**Goal**
Copy, from the entries below, each line where the word "code" can be found.
"""
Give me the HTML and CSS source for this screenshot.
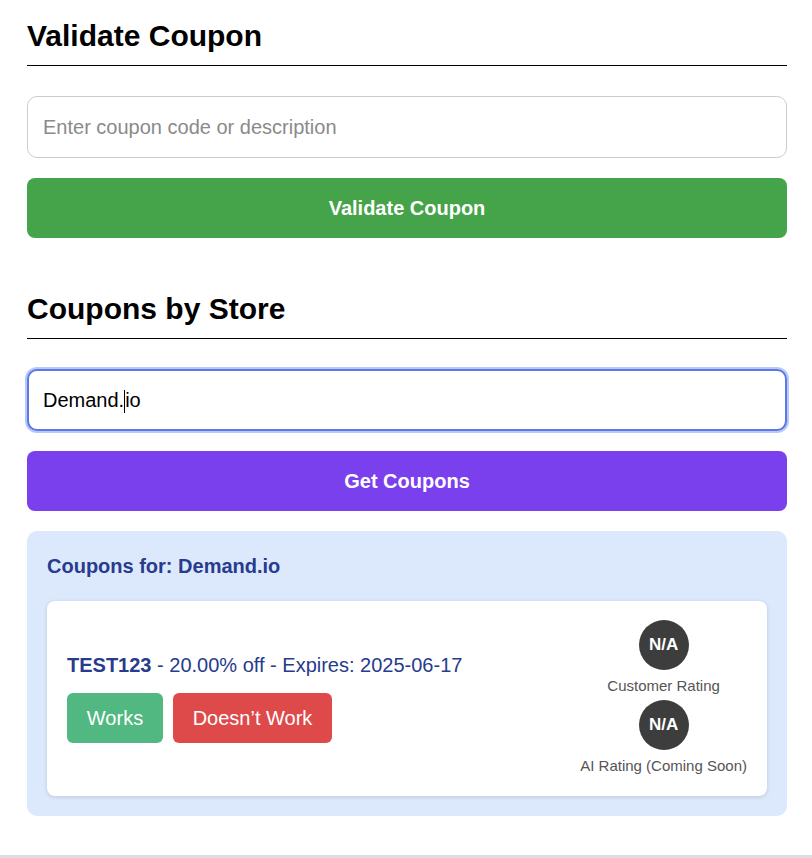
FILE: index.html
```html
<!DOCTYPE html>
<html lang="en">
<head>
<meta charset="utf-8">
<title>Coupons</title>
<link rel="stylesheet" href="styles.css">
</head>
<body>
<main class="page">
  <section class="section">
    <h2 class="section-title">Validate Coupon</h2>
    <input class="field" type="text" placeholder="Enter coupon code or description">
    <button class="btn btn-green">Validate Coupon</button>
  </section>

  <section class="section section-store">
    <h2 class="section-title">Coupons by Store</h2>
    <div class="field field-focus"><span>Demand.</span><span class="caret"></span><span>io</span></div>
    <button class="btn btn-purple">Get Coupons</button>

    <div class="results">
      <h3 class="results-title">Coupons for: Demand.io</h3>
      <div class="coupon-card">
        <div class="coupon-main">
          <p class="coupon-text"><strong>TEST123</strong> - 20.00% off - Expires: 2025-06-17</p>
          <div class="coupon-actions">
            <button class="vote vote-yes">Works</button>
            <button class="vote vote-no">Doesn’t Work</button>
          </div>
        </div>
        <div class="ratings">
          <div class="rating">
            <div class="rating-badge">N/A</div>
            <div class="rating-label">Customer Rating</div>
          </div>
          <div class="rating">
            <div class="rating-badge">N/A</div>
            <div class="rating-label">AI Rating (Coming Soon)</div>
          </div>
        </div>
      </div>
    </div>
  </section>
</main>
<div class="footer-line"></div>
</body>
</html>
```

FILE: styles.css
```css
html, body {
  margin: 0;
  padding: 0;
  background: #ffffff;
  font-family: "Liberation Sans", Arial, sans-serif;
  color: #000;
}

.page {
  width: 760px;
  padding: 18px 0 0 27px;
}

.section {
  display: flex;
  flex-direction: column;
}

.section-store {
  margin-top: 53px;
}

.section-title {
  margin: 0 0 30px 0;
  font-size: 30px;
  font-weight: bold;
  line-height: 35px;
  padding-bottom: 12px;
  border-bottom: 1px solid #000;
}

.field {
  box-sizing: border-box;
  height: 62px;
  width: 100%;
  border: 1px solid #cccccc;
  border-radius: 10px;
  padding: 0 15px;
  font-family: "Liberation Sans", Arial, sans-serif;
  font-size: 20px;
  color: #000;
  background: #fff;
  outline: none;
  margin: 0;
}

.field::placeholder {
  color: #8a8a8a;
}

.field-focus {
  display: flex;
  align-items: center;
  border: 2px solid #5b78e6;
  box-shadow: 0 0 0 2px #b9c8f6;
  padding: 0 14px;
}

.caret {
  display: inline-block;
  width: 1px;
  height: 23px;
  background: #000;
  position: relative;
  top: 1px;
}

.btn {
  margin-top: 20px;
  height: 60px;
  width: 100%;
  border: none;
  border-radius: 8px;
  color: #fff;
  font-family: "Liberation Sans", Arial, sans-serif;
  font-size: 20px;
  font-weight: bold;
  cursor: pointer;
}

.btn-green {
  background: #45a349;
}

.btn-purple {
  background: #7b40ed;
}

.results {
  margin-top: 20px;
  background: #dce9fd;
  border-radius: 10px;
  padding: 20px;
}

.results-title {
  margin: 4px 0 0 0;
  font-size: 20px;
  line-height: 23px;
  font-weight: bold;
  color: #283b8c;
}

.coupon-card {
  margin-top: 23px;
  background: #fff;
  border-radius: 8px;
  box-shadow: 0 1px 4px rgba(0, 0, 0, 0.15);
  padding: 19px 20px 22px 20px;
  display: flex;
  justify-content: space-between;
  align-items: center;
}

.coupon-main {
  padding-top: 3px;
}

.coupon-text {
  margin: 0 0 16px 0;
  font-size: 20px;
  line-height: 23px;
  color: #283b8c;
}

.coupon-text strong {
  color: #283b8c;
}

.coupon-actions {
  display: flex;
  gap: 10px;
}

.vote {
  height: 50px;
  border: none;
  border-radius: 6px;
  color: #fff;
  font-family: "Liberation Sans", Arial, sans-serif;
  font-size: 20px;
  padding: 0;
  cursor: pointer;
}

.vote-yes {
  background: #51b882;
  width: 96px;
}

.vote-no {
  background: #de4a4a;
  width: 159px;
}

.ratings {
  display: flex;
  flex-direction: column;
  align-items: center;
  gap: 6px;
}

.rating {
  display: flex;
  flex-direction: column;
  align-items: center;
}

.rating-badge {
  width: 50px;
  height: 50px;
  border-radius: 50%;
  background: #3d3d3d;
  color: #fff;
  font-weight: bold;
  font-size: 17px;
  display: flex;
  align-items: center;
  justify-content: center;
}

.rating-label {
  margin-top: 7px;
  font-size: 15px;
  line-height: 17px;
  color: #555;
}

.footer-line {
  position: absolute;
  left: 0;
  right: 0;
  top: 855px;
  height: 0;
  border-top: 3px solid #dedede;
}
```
"""
"""
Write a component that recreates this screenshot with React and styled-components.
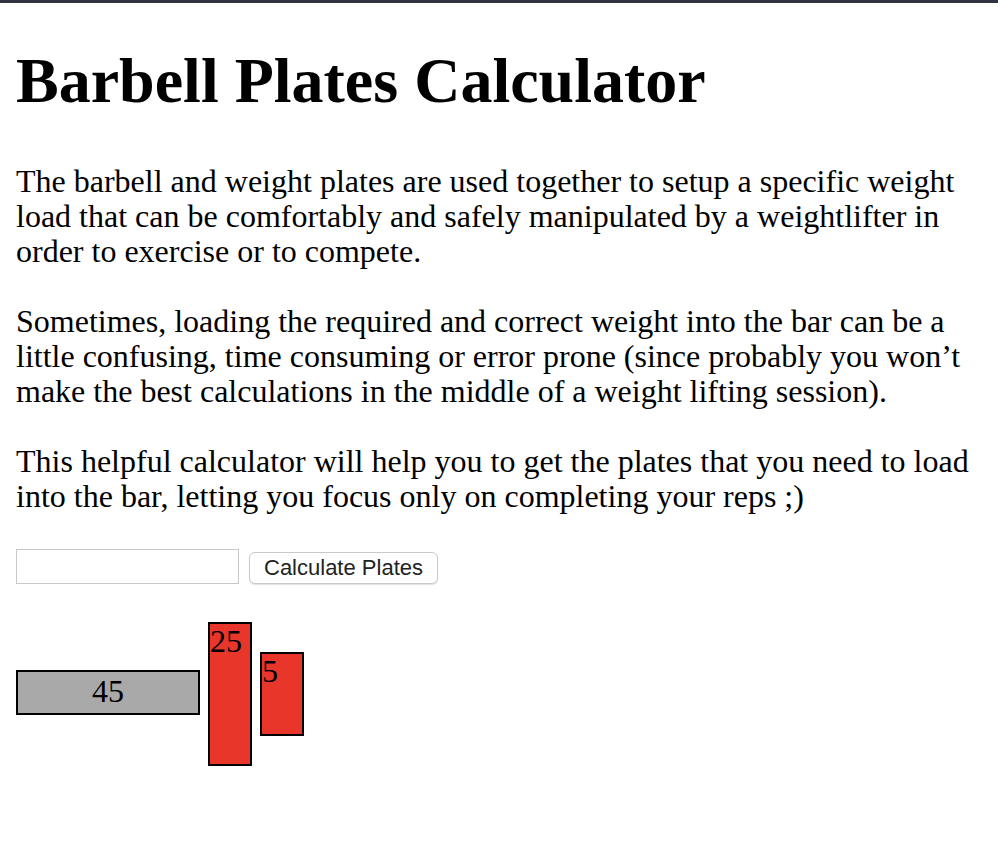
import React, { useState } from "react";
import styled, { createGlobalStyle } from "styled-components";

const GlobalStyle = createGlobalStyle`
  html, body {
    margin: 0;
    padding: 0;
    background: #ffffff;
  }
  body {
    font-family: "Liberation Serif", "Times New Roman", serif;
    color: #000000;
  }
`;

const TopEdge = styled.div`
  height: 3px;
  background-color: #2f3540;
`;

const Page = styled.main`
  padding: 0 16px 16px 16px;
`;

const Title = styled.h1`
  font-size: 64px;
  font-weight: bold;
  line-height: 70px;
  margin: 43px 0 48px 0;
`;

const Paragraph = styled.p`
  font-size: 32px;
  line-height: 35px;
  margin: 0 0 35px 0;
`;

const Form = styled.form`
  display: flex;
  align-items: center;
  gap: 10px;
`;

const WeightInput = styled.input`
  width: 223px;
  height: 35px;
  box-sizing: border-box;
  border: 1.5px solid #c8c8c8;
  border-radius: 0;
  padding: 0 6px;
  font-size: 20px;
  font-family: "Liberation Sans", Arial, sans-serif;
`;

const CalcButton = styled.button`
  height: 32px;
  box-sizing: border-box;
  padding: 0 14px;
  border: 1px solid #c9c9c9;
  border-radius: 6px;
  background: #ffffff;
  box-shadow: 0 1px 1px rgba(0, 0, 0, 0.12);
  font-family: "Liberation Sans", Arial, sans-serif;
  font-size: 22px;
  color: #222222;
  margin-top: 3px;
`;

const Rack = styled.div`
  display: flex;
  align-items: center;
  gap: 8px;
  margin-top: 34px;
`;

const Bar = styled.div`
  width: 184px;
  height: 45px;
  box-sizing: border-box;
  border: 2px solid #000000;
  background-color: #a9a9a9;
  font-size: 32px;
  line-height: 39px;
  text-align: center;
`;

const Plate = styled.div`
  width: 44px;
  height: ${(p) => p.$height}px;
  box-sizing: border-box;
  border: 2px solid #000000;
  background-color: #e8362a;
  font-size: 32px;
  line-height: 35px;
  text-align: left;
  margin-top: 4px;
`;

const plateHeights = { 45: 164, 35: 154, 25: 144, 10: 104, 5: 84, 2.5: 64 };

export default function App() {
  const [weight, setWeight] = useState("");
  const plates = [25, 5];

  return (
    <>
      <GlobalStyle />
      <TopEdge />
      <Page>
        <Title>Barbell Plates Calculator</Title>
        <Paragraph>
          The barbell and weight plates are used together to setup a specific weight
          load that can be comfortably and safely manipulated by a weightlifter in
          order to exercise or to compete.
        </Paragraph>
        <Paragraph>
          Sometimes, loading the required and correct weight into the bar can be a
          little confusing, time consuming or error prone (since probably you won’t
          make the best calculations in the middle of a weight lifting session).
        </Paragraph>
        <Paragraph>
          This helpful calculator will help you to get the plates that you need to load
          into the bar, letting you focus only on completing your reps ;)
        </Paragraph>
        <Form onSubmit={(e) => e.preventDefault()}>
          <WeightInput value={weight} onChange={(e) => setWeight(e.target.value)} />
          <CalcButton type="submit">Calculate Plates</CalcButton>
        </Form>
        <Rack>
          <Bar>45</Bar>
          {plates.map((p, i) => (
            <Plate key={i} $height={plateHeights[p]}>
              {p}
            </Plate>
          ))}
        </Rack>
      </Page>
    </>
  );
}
"""
"""
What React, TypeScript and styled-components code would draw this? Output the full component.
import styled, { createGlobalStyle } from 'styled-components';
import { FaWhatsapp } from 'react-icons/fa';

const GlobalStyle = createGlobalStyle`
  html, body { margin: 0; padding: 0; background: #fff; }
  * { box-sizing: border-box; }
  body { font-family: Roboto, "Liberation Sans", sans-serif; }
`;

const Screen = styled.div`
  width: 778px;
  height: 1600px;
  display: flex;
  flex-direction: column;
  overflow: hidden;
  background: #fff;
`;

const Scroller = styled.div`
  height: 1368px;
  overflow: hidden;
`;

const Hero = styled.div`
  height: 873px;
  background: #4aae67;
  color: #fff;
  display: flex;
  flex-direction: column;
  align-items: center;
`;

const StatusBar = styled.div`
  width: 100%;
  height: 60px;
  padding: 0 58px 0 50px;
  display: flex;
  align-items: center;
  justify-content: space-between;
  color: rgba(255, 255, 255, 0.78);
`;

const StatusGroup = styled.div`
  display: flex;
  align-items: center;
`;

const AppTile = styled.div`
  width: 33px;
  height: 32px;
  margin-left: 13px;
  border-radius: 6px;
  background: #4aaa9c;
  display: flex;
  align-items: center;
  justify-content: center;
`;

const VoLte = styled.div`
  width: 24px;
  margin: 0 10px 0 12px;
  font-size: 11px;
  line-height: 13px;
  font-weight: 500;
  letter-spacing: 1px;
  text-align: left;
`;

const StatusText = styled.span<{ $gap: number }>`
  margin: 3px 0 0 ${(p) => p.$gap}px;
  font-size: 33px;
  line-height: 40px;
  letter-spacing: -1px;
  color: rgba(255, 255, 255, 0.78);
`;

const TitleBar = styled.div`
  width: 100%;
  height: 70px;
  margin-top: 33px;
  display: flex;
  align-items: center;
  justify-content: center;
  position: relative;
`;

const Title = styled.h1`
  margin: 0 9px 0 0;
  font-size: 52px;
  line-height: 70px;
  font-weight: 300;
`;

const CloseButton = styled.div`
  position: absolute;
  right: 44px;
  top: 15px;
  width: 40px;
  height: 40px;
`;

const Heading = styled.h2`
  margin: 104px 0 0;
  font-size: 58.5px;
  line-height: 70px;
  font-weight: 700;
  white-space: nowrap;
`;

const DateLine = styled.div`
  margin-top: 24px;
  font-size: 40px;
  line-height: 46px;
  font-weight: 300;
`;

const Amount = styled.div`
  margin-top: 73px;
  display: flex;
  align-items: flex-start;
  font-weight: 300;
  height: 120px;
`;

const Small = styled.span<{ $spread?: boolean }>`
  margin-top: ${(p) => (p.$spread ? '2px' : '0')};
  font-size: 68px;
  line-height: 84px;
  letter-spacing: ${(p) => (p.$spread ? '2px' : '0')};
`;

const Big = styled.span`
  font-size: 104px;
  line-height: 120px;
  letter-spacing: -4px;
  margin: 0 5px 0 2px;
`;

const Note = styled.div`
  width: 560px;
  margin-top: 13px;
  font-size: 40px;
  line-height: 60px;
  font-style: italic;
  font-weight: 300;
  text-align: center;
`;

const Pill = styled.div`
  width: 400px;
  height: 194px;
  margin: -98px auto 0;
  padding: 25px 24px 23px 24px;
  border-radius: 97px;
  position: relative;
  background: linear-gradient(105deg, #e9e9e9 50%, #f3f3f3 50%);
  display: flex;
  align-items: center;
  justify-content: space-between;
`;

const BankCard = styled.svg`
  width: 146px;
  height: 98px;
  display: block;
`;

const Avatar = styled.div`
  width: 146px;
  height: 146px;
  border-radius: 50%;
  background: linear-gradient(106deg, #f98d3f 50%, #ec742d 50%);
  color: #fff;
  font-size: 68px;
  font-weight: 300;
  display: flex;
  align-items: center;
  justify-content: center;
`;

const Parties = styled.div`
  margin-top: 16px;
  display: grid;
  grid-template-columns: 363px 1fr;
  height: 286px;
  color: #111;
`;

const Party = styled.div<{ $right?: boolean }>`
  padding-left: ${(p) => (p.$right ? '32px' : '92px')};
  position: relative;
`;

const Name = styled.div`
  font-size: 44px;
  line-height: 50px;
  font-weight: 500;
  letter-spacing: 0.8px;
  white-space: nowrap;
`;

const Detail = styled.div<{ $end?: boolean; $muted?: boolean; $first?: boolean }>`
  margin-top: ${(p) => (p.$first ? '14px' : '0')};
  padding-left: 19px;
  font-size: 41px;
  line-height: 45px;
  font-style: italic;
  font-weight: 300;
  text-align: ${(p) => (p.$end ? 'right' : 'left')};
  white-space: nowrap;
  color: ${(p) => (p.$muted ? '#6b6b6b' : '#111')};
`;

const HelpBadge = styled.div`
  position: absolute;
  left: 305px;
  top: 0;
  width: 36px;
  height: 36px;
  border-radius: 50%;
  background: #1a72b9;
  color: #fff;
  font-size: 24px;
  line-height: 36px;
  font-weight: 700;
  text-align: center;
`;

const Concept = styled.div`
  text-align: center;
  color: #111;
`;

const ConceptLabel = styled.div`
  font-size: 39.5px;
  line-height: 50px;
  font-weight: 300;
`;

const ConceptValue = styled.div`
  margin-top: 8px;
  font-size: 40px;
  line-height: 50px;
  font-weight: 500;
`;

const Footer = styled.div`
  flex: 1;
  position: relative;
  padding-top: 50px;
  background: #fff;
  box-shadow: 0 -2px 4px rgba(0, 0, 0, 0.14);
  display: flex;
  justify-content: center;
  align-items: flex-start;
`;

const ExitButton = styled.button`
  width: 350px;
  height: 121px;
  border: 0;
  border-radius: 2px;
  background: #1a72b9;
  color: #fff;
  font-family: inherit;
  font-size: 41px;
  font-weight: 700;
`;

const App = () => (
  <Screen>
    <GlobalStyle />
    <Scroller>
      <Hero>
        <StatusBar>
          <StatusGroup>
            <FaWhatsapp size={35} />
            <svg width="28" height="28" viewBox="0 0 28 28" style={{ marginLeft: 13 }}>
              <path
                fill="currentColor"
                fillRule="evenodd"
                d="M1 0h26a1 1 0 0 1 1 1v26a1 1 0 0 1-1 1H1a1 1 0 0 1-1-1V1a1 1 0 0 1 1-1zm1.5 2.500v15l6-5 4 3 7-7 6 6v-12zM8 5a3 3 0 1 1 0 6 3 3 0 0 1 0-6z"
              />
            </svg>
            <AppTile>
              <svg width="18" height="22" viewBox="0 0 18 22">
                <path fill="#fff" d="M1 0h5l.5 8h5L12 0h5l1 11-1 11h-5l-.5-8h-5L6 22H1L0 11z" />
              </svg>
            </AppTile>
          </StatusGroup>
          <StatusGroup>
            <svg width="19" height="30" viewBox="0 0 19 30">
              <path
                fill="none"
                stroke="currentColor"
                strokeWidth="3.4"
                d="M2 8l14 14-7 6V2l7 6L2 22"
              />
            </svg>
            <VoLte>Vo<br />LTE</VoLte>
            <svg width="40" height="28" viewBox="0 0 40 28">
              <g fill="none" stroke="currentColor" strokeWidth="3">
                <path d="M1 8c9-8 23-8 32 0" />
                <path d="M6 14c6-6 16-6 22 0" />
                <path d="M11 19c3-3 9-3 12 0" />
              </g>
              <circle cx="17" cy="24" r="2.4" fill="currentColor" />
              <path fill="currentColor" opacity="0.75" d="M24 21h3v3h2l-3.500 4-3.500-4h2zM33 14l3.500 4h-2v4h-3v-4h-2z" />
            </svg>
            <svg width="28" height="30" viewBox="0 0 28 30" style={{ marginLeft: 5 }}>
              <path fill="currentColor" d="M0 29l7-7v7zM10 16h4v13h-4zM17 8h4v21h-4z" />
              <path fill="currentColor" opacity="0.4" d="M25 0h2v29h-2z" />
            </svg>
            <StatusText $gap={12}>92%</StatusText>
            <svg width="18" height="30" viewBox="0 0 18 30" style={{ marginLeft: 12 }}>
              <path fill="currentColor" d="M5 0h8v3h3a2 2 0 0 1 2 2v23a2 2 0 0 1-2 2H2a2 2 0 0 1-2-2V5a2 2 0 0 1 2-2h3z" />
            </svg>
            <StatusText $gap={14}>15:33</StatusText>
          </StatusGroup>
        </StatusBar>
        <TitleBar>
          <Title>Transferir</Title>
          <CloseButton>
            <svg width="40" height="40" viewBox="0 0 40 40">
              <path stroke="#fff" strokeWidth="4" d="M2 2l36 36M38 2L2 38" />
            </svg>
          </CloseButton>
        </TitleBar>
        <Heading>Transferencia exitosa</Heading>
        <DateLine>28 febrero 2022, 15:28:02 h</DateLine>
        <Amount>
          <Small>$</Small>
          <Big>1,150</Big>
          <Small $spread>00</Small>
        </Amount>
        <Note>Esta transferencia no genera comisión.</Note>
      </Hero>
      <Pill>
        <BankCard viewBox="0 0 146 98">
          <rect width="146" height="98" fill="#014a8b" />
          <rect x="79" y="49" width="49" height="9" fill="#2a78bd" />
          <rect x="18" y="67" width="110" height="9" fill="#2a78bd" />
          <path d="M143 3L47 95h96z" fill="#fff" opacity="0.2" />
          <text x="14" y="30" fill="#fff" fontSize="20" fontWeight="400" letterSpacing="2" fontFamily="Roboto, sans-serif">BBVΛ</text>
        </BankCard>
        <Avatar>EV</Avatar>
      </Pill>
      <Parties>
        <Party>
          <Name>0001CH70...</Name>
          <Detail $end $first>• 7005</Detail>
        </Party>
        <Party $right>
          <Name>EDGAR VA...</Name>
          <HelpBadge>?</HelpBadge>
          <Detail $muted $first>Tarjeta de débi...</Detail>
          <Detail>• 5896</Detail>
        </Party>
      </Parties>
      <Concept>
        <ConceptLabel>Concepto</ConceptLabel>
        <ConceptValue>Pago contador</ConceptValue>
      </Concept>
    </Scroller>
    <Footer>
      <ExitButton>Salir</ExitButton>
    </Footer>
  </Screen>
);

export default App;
"""
**Task answer**
    <input class="field" type="text" placeholder="Enter coupon code or description">
What React, TypeScript and styled-components code would draw this? Output the full component.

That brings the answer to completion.